:: Problem ::
Below are some records; work out how many of their lines contain "this" and give the number only.

..............................

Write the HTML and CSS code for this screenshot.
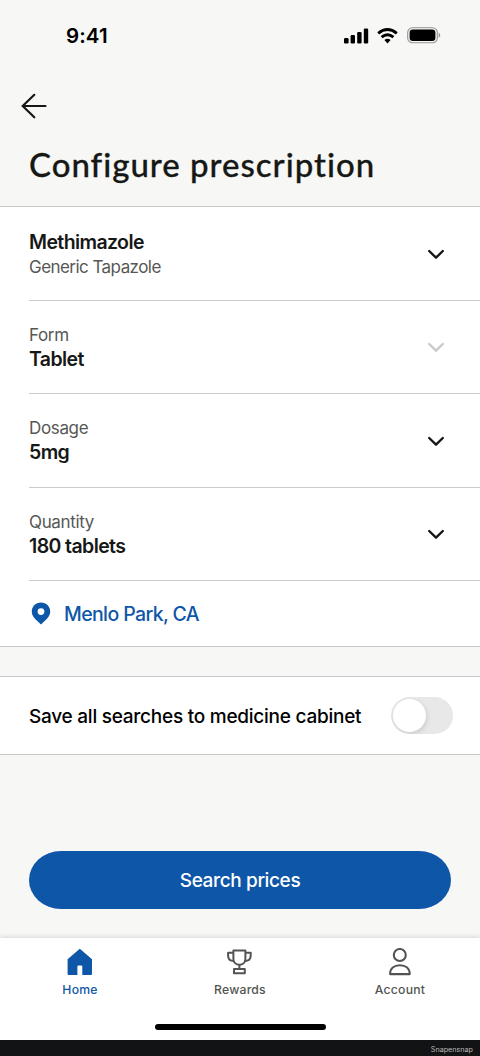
FILE: index.html
```html
<!DOCTYPE html>
<html lang="en">
<head>
<meta charset="utf-8">
<title>Configure prescription</title>
<link rel="stylesheet" href="styles.css">
</head>
<body>
<div class="screen">
  <div class="status">
    <span class="time">9:41</span>
    <div class="indicators">
      <svg class="signal" width="25" height="16" viewBox="0 0 25 16"><rect x="0" y="10" width="4.600" height="5.500" rx="1.300"/><rect x="6.600" y="7" width="4.400" height="8.500" rx="1.300"/><rect x="13.200" y="4" width="4.400" height="11.500" rx="1.300"/><rect x="19.800" y="0.500" width="4.400" height="15" rx="1.300"/></svg>
      <svg class="wifi" width="21" height="16" viewBox="0 0 21 16"><g fill="none" stroke="#000" stroke-width="2.900"><path d="M1.200 5.400Q10.500-2.200 19.800 5.400"/><path d="M4.600 9.100Q10.500 4.200 16.400 9.100"/></g><path d="M7.400 12Q10.500 9.600 13.600 12L10.500 15.400Z"/></svg>
      <svg class="battery" width="34" height="17" viewBox="0 0 34 17"><rect x=".7" y=".7" width="29.600" height="15" rx="4.800" fill="none" stroke="#929292" stroke-width="1.100"/><rect x="2.600" y="2.500" width="25.800" height="11.400" rx="3.200"/><path d="M31.700 5.700Q33.200 6.300 33.200 8.200T31.700 10.700Z" fill="#929292"/></svg>
    </div>
  </div>
  <header class="header">
    <svg class="back" width="28" height="28" viewBox="0 0 28 28"><path d="M25.500 14H2.500M14.300 2.800 2.700 14 14.300 25.300"/></svg>
    <h1>Configure prescription</h1>
  </header>
  <main>
    <section class="panel">
      <div class="row drug"><div class="copy"><strong>Methimazole</strong><span>Generic Tapazole</span></div><svg class="chevron" width="18" height="12" viewBox="0 0 18 12"><path d="M2.200 2 9 8.700 15.800 2"/></svg></div>
      <div class="row"><div class="copy"><span>Form</span><strong>Tablet</strong></div><svg class="chevron disabled" width="18" height="12" viewBox="0 0 18 12"><path d="M2.200 2 9 8.700 15.800 2"/></svg></div>
      <div class="row"><div class="copy"><span>Dosage</span><strong>5mg</strong></div><svg class="chevron" width="18" height="12" viewBox="0 0 18 12"><path d="M2.200 2 9 8.700 15.800 2"/></svg></div>
      <div class="row"><div class="copy"><span>Quantity</span><strong>180 tablets</strong></div><svg class="chevron" width="18" height="12" viewBox="0 0 18 12"><path d="M2.200 2 9 8.700 15.800 2"/></svg></div>
      <div class="location"><svg width="20" height="23" viewBox="0 0 20 23"><path fill-rule="evenodd" d="M10 .5C4.700.500.800 4.400.800 9.400.800 14.300 4 16.700 10 22.500 16 16.700 19.200 14.300 19.200 9.400 19.200 4.400 15.300.500 10 .500ZM10 6.200a3.400 3.400 0 1 1 0 6.800 3.400 3.400 0 0 1 0-6.800Z"/></svg><span>Menlo Park, CA</span></div>
    </section>
    <section class="save"><span>Save all searches to medicine cabinet</span><div class="toggle"><i></i></div></section>
    <button class="search">Search prices</button>
  </main>
  <nav class="tabs">
    <div class="tab active"><svg width="28" height="28" viewBox="0 0 28 28"><path fill="currentColor" d="M13.800 .8 26 11.200V26q0 1-1 1H16.300V18.500q0-1-1-1H12.400q-1 0-1 1V27H2.600q-1 0-1-1V11.200Z"/></svg><span>Home</span></div>
    <div class="tab"><svg width="28" height="28" viewBox="0 0 28 28"><g fill="none" stroke="currentColor" stroke-width="2" stroke-linejoin="round"><path d="M7.400 2.500H19.400V10.700C19.400 14.200 16.800 16.700 13.400 16.700S7.400 14.200 7.400 10.700Z"/><path d="M7.400 4.800H2.100V7.800C2.100 11.400 4.200 13 8 13M19.400 4.800H24.700V7.800C24.700 11.400 22.600 13 18.800 13M13.400 16.700V21M8 21H18.800V25.200H8Z"/></g></svg><span>Rewards</span></div>
    <div class="tab"><svg width="28" height="28" viewBox="0 0 28 28"><g fill="none" stroke="currentColor" stroke-width="2.100" stroke-linejoin="round"><circle cx="13.800" cy="7" r="6"/><path d="M4.100 26.100C4.100 20.500 8 17.300 13.900 17.300S23.700 20.500 23.700 26.100Z"/></g></svg><span>Account</span></div>
    <div class="home-indicator"></div>
  </nav>
  <footer>Snapensnap</footer>
</div>
</body>
</html>
```
FILE: styles.css
```css
* { box-sizing: border-box; }
body { margin: 0; font-family: Inter, sans-serif; background: #f7f7f5; color: #161816; }
.screen { width: 480px; height: 1056px; display: flex; flex-direction: column; overflow: hidden; }
svg { display: block; flex: none; }
.status { height: 72px; display: flex; justify-content: space-between; align-items: center; padding: 0 39px 0 66px; color: #000; }
.time { font-size: 20.500px; font-weight: 600; line-height: 24px; letter-spacing: .1px; }
.indicators { display: flex; align-items: center; padding-bottom: 1px; }
.wifi { margin-left: 8px; }
.battery { margin-left: 9px; }
.header { height: 135px; padding: 20px 29px 0 20px; border-bottom: 1px solid #c8c9c6; }
.back { fill: none; stroke: #161816; stroke-width: 2.200; stroke-linecap: round; stroke-linejoin: round; }
h1 { margin: 22px 0 0 9px; font: 500 33px/44px Lato, sans-serif; letter-spacing: .980px; white-space: nowrap; -webkit-text-stroke: .3px #161816; }
.panel { height: 440px; background: #fff; border-bottom: 1px solid #c8c8c8; }
.row { height: 93.500px; margin-left: 29px; padding-right: 35px; border-bottom: 1px solid #cbcbcb; display: flex; align-items: center; justify-content: space-between; }
.copy { display: flex; flex-direction: column; padding-top: 1px; }
.copy strong { font-size: 19.500px; line-height: 25px; font-weight: 600; letter-spacing: -.6px; }
.copy span { font-size: 17px; line-height: 24px; letter-spacing: -.350px; color: #565856; }
.drug .copy { padding-top: 2px; }
.drug .copy strong { letter-spacing: -.6px; }
.drug .copy span { letter-spacing: -.550px; }
.chevron { margin-top: 3px; fill: none; stroke: #161816; stroke-width: 2.400; stroke-linecap: round; stroke-linejoin: round; }
.chevron.disabled { stroke: #c9c9c9; }
.location { height: 65px; margin-left: 31px; display: flex; align-items: center; gap: 13px; color: #0e56a7; font-size: 19.500px; font-weight: 500; letter-spacing: -.620px; }
.location svg { fill: #0e56a7; }
.save { height: 79px; margin-top: 29px; padding: 0 27px 0 29px; display: flex; align-items: center; justify-content: space-between; background: #fff; border-top: 1px solid #c8c8c8; border-bottom: 1px solid #c8c8c8; color: #000; font-size: 19px; font-weight: 500; letter-spacing: -.250px; white-space: nowrap; }
.save span { padding-top: 2px; }
.toggle { width: 62px; height: 37px; padding: 2px; border-radius: 20px; background: #e8e8e8; overflow: hidden; }
.toggle i { display: block; width: 33px; height: 33px; border-radius: 50%; background: #fff; box-shadow: 1px 2px 5px #0002; }
.search { display: block; width: 422px; height: 58px; margin: 96px 29px 0; padding: 2px 0 0; border: 0; border-radius: 32px / 29px; background: #0e56a7; color: #fff; font: 500 19px/24px Inter, sans-serif; letter-spacing: -.370px; }
.tabs { flex: none; height: 102px; margin-top: auto; display: grid; grid-template-columns: repeat(3, 1fr); grid-template-rows: 82px 20px; background: #fff; box-shadow: 0 -1px 5px #0002; }
.tab { display: flex; flex-direction: column; align-items: center; padding-top: 10px; gap: 5px; color: #525452; font-size: 12.200px; line-height: 17px; font-weight: 500; letter-spacing: .220px; }
.active { color: #0e56a7; }
.home-indicator { grid-column: 1 / -1; justify-self: center; width: 171px; height: 6px; margin-top: 4px; border-radius: 3px; background: #000; }
footer { flex: none; height: 16px; padding-right: 7px; background: #121314; color: #bcbcbc; font-size: 7.200px; line-height: 19px; text-align: right; }
```
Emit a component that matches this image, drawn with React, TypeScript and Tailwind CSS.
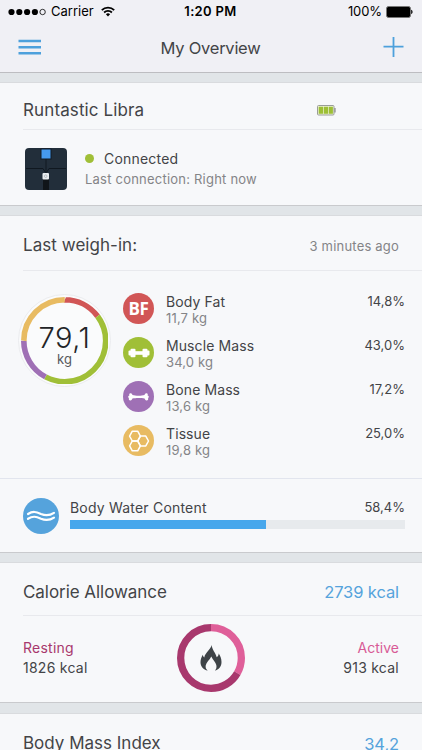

..............................

:: Task response ::
2